### Dataset extract
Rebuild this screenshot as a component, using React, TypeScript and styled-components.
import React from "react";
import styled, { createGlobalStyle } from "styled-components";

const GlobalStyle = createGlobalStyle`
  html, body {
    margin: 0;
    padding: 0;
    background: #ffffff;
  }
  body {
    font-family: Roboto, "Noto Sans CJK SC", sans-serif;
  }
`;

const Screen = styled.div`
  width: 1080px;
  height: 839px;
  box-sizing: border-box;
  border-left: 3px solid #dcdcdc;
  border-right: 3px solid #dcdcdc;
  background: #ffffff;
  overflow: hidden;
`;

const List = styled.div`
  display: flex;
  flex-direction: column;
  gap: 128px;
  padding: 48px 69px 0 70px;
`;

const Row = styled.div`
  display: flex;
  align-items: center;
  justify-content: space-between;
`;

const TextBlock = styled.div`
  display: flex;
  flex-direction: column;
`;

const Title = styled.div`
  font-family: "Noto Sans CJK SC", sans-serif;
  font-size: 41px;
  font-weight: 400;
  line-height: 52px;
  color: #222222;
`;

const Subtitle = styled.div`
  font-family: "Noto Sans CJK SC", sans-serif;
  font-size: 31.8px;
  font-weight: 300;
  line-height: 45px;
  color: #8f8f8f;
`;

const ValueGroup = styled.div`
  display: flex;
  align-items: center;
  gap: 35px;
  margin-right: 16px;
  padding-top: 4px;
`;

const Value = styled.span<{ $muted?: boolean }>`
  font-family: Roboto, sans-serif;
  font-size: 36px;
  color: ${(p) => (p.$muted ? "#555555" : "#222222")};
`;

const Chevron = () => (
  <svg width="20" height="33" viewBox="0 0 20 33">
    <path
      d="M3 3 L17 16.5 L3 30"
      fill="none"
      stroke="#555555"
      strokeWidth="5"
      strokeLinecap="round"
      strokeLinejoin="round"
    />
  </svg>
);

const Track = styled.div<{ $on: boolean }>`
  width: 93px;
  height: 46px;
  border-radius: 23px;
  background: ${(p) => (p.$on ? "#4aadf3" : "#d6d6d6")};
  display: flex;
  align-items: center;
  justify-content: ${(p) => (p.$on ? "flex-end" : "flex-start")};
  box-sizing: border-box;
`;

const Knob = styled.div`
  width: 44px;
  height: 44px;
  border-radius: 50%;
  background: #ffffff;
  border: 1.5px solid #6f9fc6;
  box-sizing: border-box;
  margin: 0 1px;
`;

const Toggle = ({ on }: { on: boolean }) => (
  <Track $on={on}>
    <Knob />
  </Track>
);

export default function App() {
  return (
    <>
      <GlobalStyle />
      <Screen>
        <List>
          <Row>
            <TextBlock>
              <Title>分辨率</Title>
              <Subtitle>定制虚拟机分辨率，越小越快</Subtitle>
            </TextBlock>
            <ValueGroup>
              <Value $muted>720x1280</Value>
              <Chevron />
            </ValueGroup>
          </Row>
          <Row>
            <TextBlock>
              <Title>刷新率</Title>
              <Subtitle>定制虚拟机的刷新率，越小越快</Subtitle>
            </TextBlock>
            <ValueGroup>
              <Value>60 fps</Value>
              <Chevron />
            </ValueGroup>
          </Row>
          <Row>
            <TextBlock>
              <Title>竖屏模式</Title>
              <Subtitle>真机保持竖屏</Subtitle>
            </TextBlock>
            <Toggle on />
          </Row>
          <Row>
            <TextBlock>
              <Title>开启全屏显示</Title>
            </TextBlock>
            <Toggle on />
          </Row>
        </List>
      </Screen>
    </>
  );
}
######
The data above must be returned in full, exactly as written.

Rebuild this screenshot as a component, using React, TypeScript and styled-components.
import React from "react";
import styled, { createGlobalStyle } from "styled-components";

const GlobalStyle = createGlobalStyle`
  html, body {
    margin: 0;
    padding: 0;
    background: #ffffff;
  }
  body {
    font-family: Roboto, "Noto Sans CJK SC", sans-serif;
  }
`;

const Screen = styled.div`
  width: 1080px;
  height: 839px;
  box-sizing: border-box;
  border-left: 3px solid #dcdcdc;
  border-right: 3px solid #dcdcdc;
  background: #ffffff;
  overflow: hidden;
`;

const List = styled.div`
  display: flex;
  flex-direction: column;
  gap: 128px;
  padding: 48px 69px 0 70px;
`;

const Row = styled.div`
  display: flex;
  align-items: center;
  justify-content: space-between;
`;

const TextBlock = styled.div`
  display: flex;
  flex-direction: column;
`;

const Title = styled.div`
  font-family: "Noto Sans CJK SC", sans-serif;
  font-size: 41px;
  font-weight: 400;
  line-height: 52px;
  color: #222222;
`;

const Subtitle = styled.div`
  font-family: "Noto Sans CJK SC", sans-serif;
  font-size: 31.8px;
  font-weight: 300;
  line-height: 45px;
  color: #8f8f8f;
`;

const ValueGroup = styled.div`
  display: flex;
  align-items: center;
  gap: 35px;
  margin-right: 16px;
  padding-top: 4px;
`;

const Value = styled.span<{ $muted?: boolean }>`
  font-family: Roboto, sans-serif;
  font-size: 36px;
  color: ${(p) => (p.$muted ? "#555555" : "#222222")};
`;

const Chevron = () => (
  <svg width="20" height="33" viewBox="0 0 20 33">
    <path
      d="M3 3 L17 16.5 L3 30"
      fill="none"
      stroke="#555555"
      strokeWidth="5"
      strokeLinecap="round"
      strokeLinejoin="round"
    />
  </svg>
);

const Track = styled.div<{ $on: boolean }>`
  width: 93px;
  height: 46px;
  border-radius: 23px;
  background: ${(p) => (p.$on ? "#4aadf3" : "#d6d6d6")};
  display: flex;
  align-items: center;
  justify-content: ${(p) => (p.$on ? "flex-end" : "flex-start")};
  box-sizing: border-box;
`;

const Knob = styled.div`
  width: 44px;
  height: 44px;
  border-radius: 50%;
  background: #ffffff;
  border: 1.5px solid #6f9fc6;
  box-sizing: border-box;
  margin: 0 1px;
`;

const Toggle = ({ on }: { on: boolean }) => (
  <Track $on={on}>
    <Knob />
  </Track>
);

export default function App() {
  return (
    <>
      <GlobalStyle />
      <Screen>
        <List>
          <Row>
            <TextBlock>
              <Title>分辨率</Title>
              <Subtitle>定制虚拟机分辨率，越小越快</Subtitle>
            </TextBlock>
            <ValueGroup>
              <Value $muted>720x1280</Value>
              <Chevron />
            </ValueGroup>
          </Row>
          <Row>
            <TextBlock>
              <Title>刷新率</Title>
              <Subtitle>定制虚拟机的刷新率，越小越快</Subtitle>
            </TextBlock>
            <ValueGroup>
              <Value>60 fps</Value>
              <Chevron />
            </ValueGroup>
          </Row>
          <Row>
            <TextBlock>
              <Title>竖屏模式</Title>
              <Subtitle>真机保持竖屏</Subtitle>
            </TextBlock>
            <Toggle on />
          </Row>
          <Row>
            <TextBlock>
              <Title>开启全屏显示</Title>
            </TextBlock>
            <Toggle on />
          </Row>
        </List>
      </Screen>
    </>
  );
}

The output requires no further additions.